OLYMPIA… On a mostly partisan 27-22 vote, the state Senate today approved a $59.5 billion operating-budget proposal for 2021-23. Sen. Ann Rivers voted no, citing the sheer size of the spending plan and its reliance on imposing two controversial new taxes and draining the state’s rainy-day fund.
“Today we offered an alternative, no-new-taxes budget that comes in at $55.5 billion. The Republican approach would do everything a budget should do at a time like this, while enabling some visionary tax reforms that would help Washington’s families and employers in the future.
“The Senate Democrats said no, they’re insisting on a budget that ‘goes big.’ That means spending $4 billion more than Republicans would support – plus a big new capital-gains income tax, and a big new “cap-and-tax” scheme, and the biggest hit possible to the rainy-day fund,” said Rivers, R-La Center, who is Senate Republican caucus chair.

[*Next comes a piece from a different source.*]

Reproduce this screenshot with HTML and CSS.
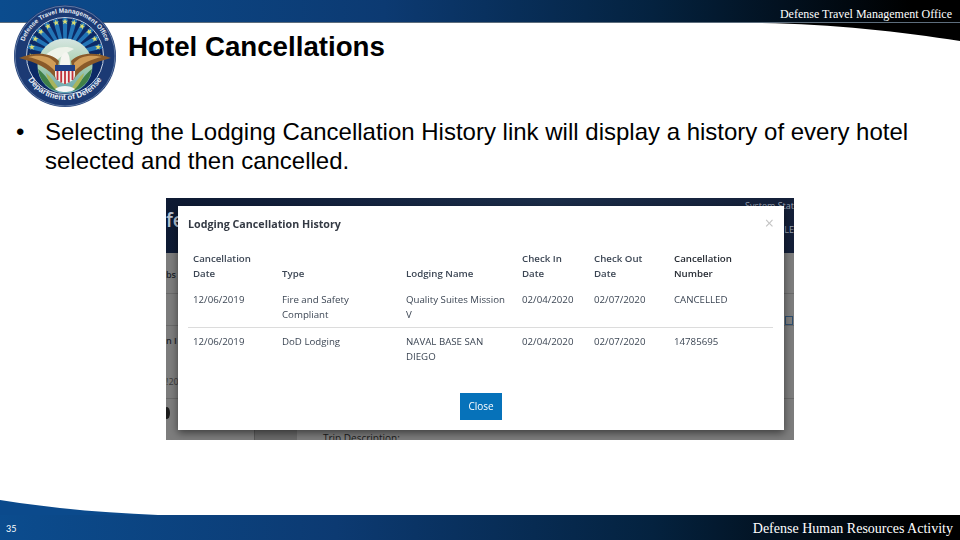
FILE: index.html
```html
<!DOCTYPE html>
<html>
<head>
    <title>Hotel Cancellations</title>
    <link rel="stylesheet" href="styles.css">
</head>
<body>
    <div class="slide">
        <div class="top-bar">
            <span class="office">Defense Travel Management Office</span>
        </div>
        <svg class="top-curve" viewBox="0 0 198 18" preserveAspectRatio="none">
            <path d="M0 0 C70 1 140 9 198 18 L198 0 Z" fill="#000"/>
        </svg>

        <svg class="seal" viewBox="0 0 102 102">
            <defs>
                <path id="ringTop" d="M9.5 62 A43 43 0 1 1 92.5 62"/>
                <path id="ringBottom" d="M8 58 A43.5 43.5 0 0 0 94 58"/>
                <polygon id="star" points="51,13.6 51.8,15.8 54,15.8 52.3,17.1 52.9,19.3 51,18 49.1,19.3 49.7,17.1 48,15.8 50.2,15.8"/>
                <polygon id="ray" points="49.8,51 52.2,51 53.4,13 48.6,13"/>
                <linearGradient id="globe" x1="0" y1="0" x2="0" y2="1">
                    <stop offset="0" stop-color="#d6e6e2"/>
                    <stop offset="0.5" stop-color="#a9cfae"/>
                    <stop offset="1" stop-color="#5f9fb4"/>
                </linearGradient>
            </defs>
            <circle cx="51" cy="51" r="51" fill="#1c3a74"/>
            <circle cx="51" cy="51" r="50" fill="none" stroke="#8fa5c4" stroke-width="0.6"/>
            <circle cx="51" cy="51" r="38.5" fill="#0c2a66" stroke="#c9d4e4" stroke-width="1"/>
            <g fill="#2274b6">
                <use href="#ray" transform="rotate(-75 51 51)"/>
                <use href="#ray" transform="rotate(-60 51 51)"/>
                <use href="#ray" transform="rotate(-45 51 51)"/>
                <use href="#ray" transform="rotate(-30 51 51)"/>
                <use href="#ray" transform="rotate(-15 51 51)"/>
                <use href="#ray"/>
                <use href="#ray" transform="rotate(15 51 51)"/>
                <use href="#ray" transform="rotate(30 51 51)"/>
                <use href="#ray" transform="rotate(45 51 51)"/>
                <use href="#ray" transform="rotate(60 51 51)"/>
                <use href="#ray" transform="rotate(75 51 51)"/>
            </g>
            <g fill="#dcdc6e">
                <use href="#star" transform="rotate(-90 51 51)"/>
                <use href="#star" transform="rotate(-75 51 51)"/>
                <use href="#star" transform="rotate(-60 51 51)"/>
                <use href="#star" transform="rotate(-45 51 51)"/>
                <use href="#star" transform="rotate(-30 51 51)"/>
                <use href="#star" transform="rotate(-15 51 51)"/>
                <use href="#star"/>
                <use href="#star" transform="rotate(15 51 51)"/>
                <use href="#star" transform="rotate(30 51 51)"/>
                <use href="#star" transform="rotate(45 51 51)"/>
                <use href="#star" transform="rotate(60 51 51)"/>
                <use href="#star" transform="rotate(75 51 51)"/>
                <use href="#star" transform="rotate(90 51 51)"/>
            </g>
            <circle cx="51" cy="61" r="27.5" fill="url(#globe)"/>
            <path d="M30 52 C38 42 52 40 60 44 C52 48 46 52 42 56 Z" fill="#eef3ea"/>
            <path d="M24 64 C30 68 36 78 44 86 C33 84 26 76 24 64 Z" fill="#3f8048"/>
            <path d="M78 64 C72 68 66 78 58 86 C69 84 76 76 78 64 Z" fill="#3f8048"/>
            <path d="M32 68 C37 72 41 78 45 84 L41 84 C37 80 33 74 32 68 Z" fill="#a8b45c"/>
            <path d="M70 68 C65 72 61 78 57 84 L61 84 C65 80 69 74 70 68 Z" fill="#a8b45c"/>
            <path d="M5 53 C20 47 36 47 45 56 L42 74 C36 64 22 57 5 53 Z" fill="#8a5a2a"/>
            <path d="M97 53 C82 47 66 47 57 56 L60 74 C66 64 80 57 97 53 Z" fill="#8a5a2a"/>
            <path d="M14 52 C26 49 36 51 42 58 L41 66 C34 58 24 54 14 52 Z" fill="#cf9c58"/>
            <path d="M88 52 C76 49 66 51 60 58 L61 66 C68 58 78 54 88 52 Z" fill="#cf9c58"/>
            <path d="M46 60 C46 53 48 48 52 47 C55 48 56 53 56 60 Z" fill="#f5f5f0"/>
            <path d="M41 60 H61 V70 C61 75 56 77 51 79 C46 77 41 75 41 70 Z" fill="#f4f1ee"/>
            <rect x="41" y="60" width="20" height="6" fill="#1f3f86"/>
            <path d="M43.5 66 V75 M47.2 66 V77.5 M51 66 V79 M54.8 66 V77.5 M58.5 66 V75" stroke="#c0313a" stroke-width="1.8"/>
            <path d="M41 84 C46 80 56 80 61 84 C58 88 44 88 41 84 Z" fill="#f2f4f4"/>
            <text class="seal-text"><textPath href="#ringTop" startOffset="50%">Defense Travel Management Office</textPath></text>
            <text class="seal-text seal-text-low"><textPath href="#ringBottom" startOffset="50%">Department of Defense</textPath></text>
        </svg>

        <div class="content">
            <h1>Hotel Cancellations</h1>
            <ul class="bullets">
                <li>Selecting the Lodging Cancellation History link will display a history of every hotel selected and then cancelled.</li>
            </ul>

            <div class="shot">
                <div class="shot-head">
                    <span class="shot-brand">fe</span>
                    <span class="shot-status">System Stat</span>
                    <span class="shot-le">LE</span>
                </div>
                <div class="shot-page">
                    <span class="shot-bit bit-tabs">bs</span>
                    <span class="shot-bit bit-info">n I</span>
                    <span class="shot-bit bit-num">!20</span>
                    <span class="shot-dot"></span>
                    <span class="shot-line line-a"></span>
                    <span class="shot-line line-b"></span>
                    <span class="shot-line line-c"></span>
                    <span class="shot-lower"></span>
                    <span class="shot-mail"></span>
                    <span class="shot-trip">Trip Description:</span>
                </div>

                <div class="modal">
                    <div class="modal-head">
                        <h2>Lodging Cancellation History</h2>
                        <span class="modal-x">&times;</span>
                    </div>
                    <table class="history">
                        <thead>
                            <tr>
                                <th class="col-date">Cancellation Date</th>
                                <th class="col-type">Type</th>
                                <th class="col-name">Lodging Name</th>
                                <th class="col-in">Check In Date</th>
                                <th class="col-out">Check Out Date</th>
                                <th class="col-num">Cancellation Number</th>
                            </tr>
                        </thead>
                        <tbody>
                            <tr class="row-line">
                                <td>12/06/2019</td>
                                <td>Fire and Safety Compliant</td>
                                <td>Quality Suites Mission V</td>
                                <td>02/04/2020</td>
                                <td>02/07/2020</td>
                                <td>CANCELLED</td>
                            </tr>
                            <tr>
                                <td>12/06/2019</td>
                                <td>DoD Lodging</td>
                                <td>NAVAL BASE SAN DIEGO</td>
                                <td>02/04/2020</td>
                                <td>02/07/2020</td>
                                <td>14785695</td>
                            </tr>
                        </tbody>
                    </table>
                    <div class="modal-foot">
                        <a class="close-button">Close</a>
                    </div>
                </div>
            </div>
        </div>

        <svg class="bottom-curve" viewBox="0 0 158 15" preserveAspectRatio="none">
            <path d="M0 0 C50 8 105 13 158 15 L0 15 Z" fill="#0b4a8c"/>
        </svg>
        <div class="bottom-bar">
            <span class="page-no">35</span>
            <span class="agency">Defense Human Resources Activity</span>
        </div>
    </div>
</body>
</html>
```

FILE: styles.css
```css
body {
    margin: 0;
    padding: 0;
    background-color: #ffffff;
    font-family: "Liberation Sans", Arial, sans-serif;
}

.slide {
    position: relative;
    width: 960px;
    height: 540px;
    overflow: hidden;
    display: flex;
    flex-direction: column;
}

.top-bar {
    height: 23px;
    flex-shrink: 0;
    display: flex;
    justify-content: flex-end;
    padding-right: 8px;
    background: linear-gradient(to right, #0b4c8e 0%, #0c3a72 40%, #04223f 68%, #000000 95%);
    border-bottom: 1px solid #5d6d7c;
    box-sizing: border-box;
}

.office {
    font-family: "Liberation Serif", serif;
    font-size: 12px;
    line-height: 28px;
    color: #ffffff;
}

.top-curve {
    position: absolute;
    top: 23px;
    left: 762px;
    width: 198px;
    height: 18px;
}

.seal {
    position: absolute;
    top: 5px;
    left: 14px;
    width: 102px;
    height: 102px;
}

.seal-text {
    font-family: "Liberation Sans", sans-serif;
    font-size: 6.4px;
    font-weight: bold;
    fill: #e8eef6;
    text-anchor: middle;
}

.seal-text-low {
    font-size: 8px;
}

.content {
    flex: 1;
    display: flex;
    flex-direction: column;
}

h1 {
    margin: 8px 0 0 128px;
    font-size: 27.7px;
    line-height: 32px;
    font-weight: bold;
    color: #000000;
}

.bullets {
    margin: 54px 40px 0 45px;
    padding: 0;
    list-style: none;
    font-size: 24px;
    line-height: 29px;
    color: #000000;
}

.bullets li {
    position: relative;
}

.bullets li::before {
    content: "\2022";
    position: absolute;
    left: -29px;
}

.shot {
    position: relative;
    width: 628px;
    height: 242px;
    margin: 23px 0 0 166px;
    background-color: #7d7d7d;
    overflow: hidden;
}

.shot-head {
    position: relative;
    height: 55px;
    background: linear-gradient(100deg, #0e1a33 0%, #14233f 30%, #1b2d49 60%, #141f38 100%);
}

.shot-brand {
    position: absolute;
    left: 0;
    top: 9px;
    font-family: "Open Sans", sans-serif;
    font-size: 19px;
    font-weight: 600;
    color: #b9c3d2;
}

.shot-status {
    position: absolute;
    right: 0;
    top: 1px;
    font-family: "Open Sans", sans-serif;
    font-size: 9px;
    color: #9aa3b2;
}

.shot-le {
    position: absolute;
    right: 0;
    top: 25px;
    font-family: "Open Sans", sans-serif;
    font-size: 9px;
    color: #9aa3b2;
}

.shot-page {
    position: relative;
    height: 187px;
    background-color: #7d7d7d;
}

.shot-bit {
    position: absolute;
    left: 0;
    font-family: "Open Sans", sans-serif;
    font-size: 9px;
    font-weight: 600;
    color: #20242b;
}

.bit-tabs { top: 15px; }
.bit-info { top: 81px; }
.bit-num { top: 122px; font-weight: 400; color: #3a3a3a; }

.shot-dot {
    position: absolute;
    left: -2px;
    top: 154px;
    width: 6px;
    height: 12px;
    background-color: #1c1c1c;
    border-radius: 50%;
}

.shot-line {
    position: absolute;
    height: 1px;
    left: 0;
    right: 0;
    background-color: #6a6a6a;
}

.line-a { top: 40px; }
.line-b { top: 72px; }
.line-c { top: 145px; }

.shot-lower {
    position: absolute;
    left: 88px;
    bottom: 0;
    width: 42px;
    height: 12px;
    background-color: #6a6a6a;
    border-left: 1px solid #5a5a5a;
}

.shot-mail {
    position: absolute;
    right: 1px;
    top: 63px;
    width: 6px;
    height: 7px;
    border: 1px solid #2f4f6f;
}

.shot-trip {
    position: absolute;
    left: 157px;
    top: 178px;
    font-family: "Open Sans", sans-serif;
    font-size: 10px;
    color: #1b1b1b;
}

.modal {
    position: absolute;
    left: 12px;
    top: 8px;
    width: 606px;
    height: 224px;
    box-sizing: border-box;
    padding: 0 10px;
    background-color: #ffffff;
    box-shadow: 0 3px 8px rgba(0, 0, 0, 0.5);
    font-family: "Open Sans", sans-serif;
    color: #3c4654;
    filter: blur(0.4px);
}

.modal-head {
    display: flex;
    justify-content: space-between;
    height: 45px;
}

.modal-head h2 {
    margin: 11px 0 0 0;
    font-size: 10.7px;
    line-height: 15px;
    font-weight: 700;
    color: #343a44;
}

.modal-x {
    margin: 6px 0 0 0;
    font-size: 16px;
    line-height: 22px;
    color: #c4c4c4;
}

.history {
    width: 585px;
    border-collapse: collapse;
    table-layout: fixed;
    font-size: 9.7px;
    line-height: 15px;
}

.history th {
    padding: 0 5px 11px 5px;
    text-align: left;
    vertical-align: bottom;
    font-weight: 600;
}

.history td {
    padding: 0 5px 5px 5px;
    vertical-align: top;
}

.col-date { width: 79px; }
.col-type { width: 114px; }
.col-name { width: 106px; }
.col-in { width: 62px; }
.col-out { width: 70px; }

.history .col-num {
    color: #262b33;
}

.row-line td {
    border-bottom: 1px solid #dcdcdc;
}

.history tr:last-child td {
    padding-top: 6px;
}

.modal-foot {
    display: flex;
    justify-content: center;
    margin-top: 24px;
}

.close-button {
    display: block;
    width: 42px;
    height: 27px;
    line-height: 27px;
    text-align: center;
    background-color: #0672ba;
    color: #ffffff;
    font-size: 10px;
}

.bottom-curve {
    position: absolute;
    left: 0;
    top: 500px;
    width: 158px;
    height: 15px;
}

.bottom-bar {
    height: 25px;
    flex-shrink: 0;
    display: flex;
    justify-content: space-between;
    padding: 0 7px 0 6px;
    background: linear-gradient(to right, #0b4c8e 0%, #0c3a72 35%, #04223f 68%, #000000 95%);
}

.page-no {
    font-family: "Lato", sans-serif;
    font-size: 9px;
    line-height: 28px;
    color: #ffffff;
}

.agency {
    font-family: "Liberation Serif", serif;
    font-size: 14px;
    line-height: 27px;
    color: #ffffff;
}
```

“I’m disappointed that the majority is seizing on opportunities to take more money from the people and ignoring the opportunities we presented to reverse or at least slow the rise in property-tax bills, and to assist our state’s manufacturing sector, which includes aerospace. We also would leave the rainy-day fund untouched. Clearly their values are different than ours.”
Rivers was particularly struck by the assertion that the Democratic budget approach is better for childcare and K-12 education.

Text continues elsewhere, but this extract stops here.